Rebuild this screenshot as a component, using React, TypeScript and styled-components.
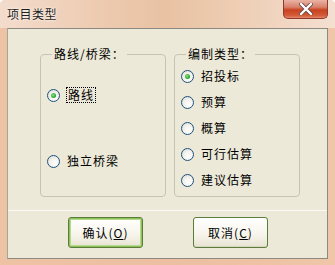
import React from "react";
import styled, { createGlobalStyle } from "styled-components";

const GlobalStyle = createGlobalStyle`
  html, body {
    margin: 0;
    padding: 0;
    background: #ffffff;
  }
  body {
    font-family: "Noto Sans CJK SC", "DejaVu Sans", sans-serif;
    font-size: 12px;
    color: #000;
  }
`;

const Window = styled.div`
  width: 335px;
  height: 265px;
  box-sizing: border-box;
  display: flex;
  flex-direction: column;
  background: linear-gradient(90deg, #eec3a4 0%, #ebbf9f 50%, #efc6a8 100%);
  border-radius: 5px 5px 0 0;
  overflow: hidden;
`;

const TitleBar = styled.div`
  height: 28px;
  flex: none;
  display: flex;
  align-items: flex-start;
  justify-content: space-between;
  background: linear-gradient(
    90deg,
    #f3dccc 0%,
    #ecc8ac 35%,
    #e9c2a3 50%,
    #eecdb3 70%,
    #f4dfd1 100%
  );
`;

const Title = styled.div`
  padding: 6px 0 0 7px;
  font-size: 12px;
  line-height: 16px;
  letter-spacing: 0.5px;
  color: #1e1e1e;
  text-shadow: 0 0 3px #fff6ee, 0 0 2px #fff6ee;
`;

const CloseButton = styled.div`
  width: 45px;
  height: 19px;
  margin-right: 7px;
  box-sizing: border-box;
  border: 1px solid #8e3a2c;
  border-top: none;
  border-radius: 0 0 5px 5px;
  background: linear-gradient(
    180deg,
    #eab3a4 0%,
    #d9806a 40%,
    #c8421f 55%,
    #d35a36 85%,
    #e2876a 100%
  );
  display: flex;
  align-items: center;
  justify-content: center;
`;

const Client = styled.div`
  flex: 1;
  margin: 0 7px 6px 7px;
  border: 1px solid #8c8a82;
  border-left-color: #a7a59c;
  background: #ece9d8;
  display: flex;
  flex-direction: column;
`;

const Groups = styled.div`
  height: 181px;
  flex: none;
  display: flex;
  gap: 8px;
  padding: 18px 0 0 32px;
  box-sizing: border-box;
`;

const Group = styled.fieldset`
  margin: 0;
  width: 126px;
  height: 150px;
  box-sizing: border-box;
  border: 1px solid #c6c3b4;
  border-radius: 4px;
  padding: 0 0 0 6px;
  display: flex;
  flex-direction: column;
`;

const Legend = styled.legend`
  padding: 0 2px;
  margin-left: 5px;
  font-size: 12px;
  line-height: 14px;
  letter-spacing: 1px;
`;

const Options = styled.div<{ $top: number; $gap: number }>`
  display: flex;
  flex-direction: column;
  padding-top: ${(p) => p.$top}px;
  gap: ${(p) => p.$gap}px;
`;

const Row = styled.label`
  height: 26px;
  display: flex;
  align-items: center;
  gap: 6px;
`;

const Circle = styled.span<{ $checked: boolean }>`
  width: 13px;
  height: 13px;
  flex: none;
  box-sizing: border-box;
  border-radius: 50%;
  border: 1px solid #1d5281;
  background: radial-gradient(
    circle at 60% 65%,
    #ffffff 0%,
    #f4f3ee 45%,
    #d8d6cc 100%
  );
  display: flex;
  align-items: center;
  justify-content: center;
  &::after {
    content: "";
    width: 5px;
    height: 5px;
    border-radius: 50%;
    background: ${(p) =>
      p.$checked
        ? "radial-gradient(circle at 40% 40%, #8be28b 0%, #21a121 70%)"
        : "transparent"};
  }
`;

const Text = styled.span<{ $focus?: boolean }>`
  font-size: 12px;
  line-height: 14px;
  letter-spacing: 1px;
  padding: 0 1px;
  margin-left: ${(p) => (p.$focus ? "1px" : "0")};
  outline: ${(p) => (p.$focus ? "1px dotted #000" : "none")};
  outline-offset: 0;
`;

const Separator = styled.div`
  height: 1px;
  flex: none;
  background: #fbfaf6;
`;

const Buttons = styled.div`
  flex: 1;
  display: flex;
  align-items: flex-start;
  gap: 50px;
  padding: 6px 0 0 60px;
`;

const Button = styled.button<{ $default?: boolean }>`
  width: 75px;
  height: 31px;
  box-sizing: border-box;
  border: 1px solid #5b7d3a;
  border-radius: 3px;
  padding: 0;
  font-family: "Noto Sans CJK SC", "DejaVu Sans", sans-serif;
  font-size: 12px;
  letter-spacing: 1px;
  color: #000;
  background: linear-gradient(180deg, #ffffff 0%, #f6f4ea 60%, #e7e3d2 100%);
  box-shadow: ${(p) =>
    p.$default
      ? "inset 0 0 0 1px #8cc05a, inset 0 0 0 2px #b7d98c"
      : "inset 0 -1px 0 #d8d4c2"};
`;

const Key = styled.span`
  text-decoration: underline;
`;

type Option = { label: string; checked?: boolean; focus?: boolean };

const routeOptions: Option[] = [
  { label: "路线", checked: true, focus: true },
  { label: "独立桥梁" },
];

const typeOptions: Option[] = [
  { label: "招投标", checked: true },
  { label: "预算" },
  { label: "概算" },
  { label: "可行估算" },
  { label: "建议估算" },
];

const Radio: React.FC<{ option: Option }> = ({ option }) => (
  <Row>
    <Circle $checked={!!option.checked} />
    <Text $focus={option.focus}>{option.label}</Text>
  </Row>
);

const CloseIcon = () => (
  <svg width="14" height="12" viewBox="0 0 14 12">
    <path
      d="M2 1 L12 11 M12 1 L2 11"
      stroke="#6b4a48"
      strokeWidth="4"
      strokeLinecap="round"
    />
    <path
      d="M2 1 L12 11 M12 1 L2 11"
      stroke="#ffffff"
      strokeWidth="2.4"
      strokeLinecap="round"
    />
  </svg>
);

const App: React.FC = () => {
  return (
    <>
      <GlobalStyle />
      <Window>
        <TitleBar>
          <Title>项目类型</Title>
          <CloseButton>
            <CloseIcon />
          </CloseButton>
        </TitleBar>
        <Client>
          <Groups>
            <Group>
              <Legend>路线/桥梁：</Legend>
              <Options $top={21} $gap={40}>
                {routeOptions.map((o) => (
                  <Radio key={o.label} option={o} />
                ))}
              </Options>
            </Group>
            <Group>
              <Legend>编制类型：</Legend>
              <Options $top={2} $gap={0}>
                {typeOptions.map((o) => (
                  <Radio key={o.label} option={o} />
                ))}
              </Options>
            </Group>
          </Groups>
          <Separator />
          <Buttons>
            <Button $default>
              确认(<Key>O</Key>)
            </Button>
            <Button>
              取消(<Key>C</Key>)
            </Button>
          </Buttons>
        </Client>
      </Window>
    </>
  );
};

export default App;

───

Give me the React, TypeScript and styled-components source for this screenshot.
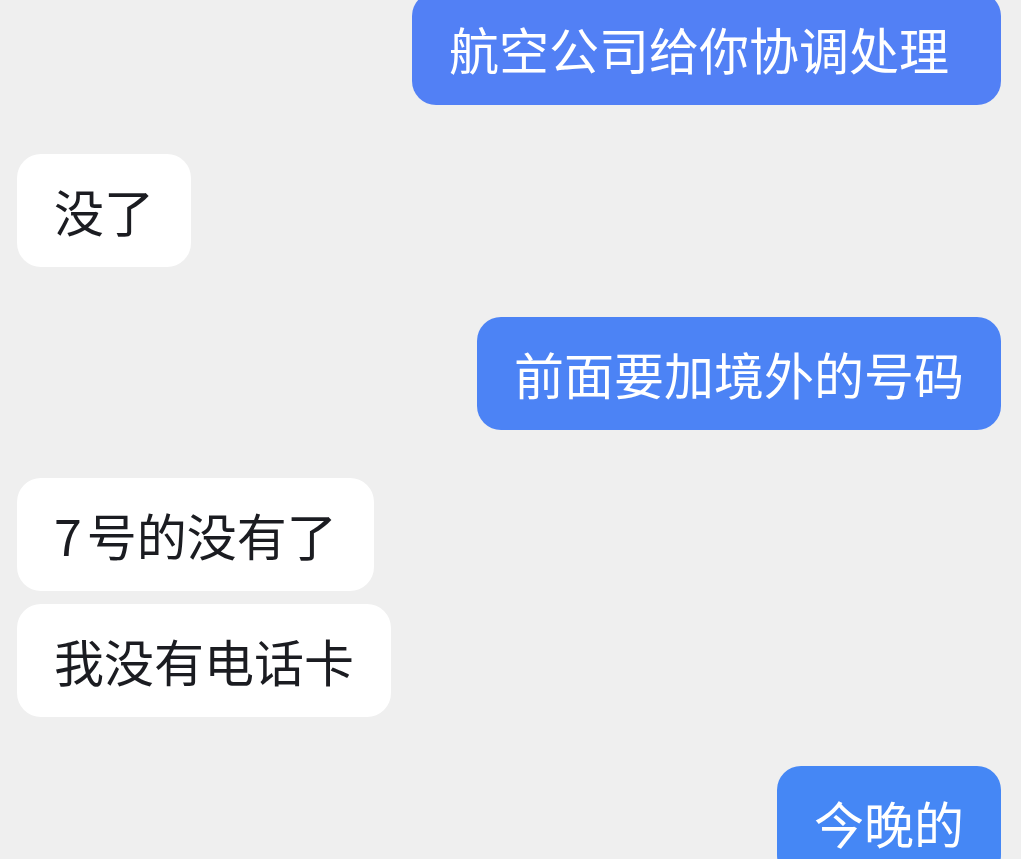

───

• Task brief:
Note how many lines of the material contain the string "TypeScript". Then report that number by itself.

• Exercise answer:
2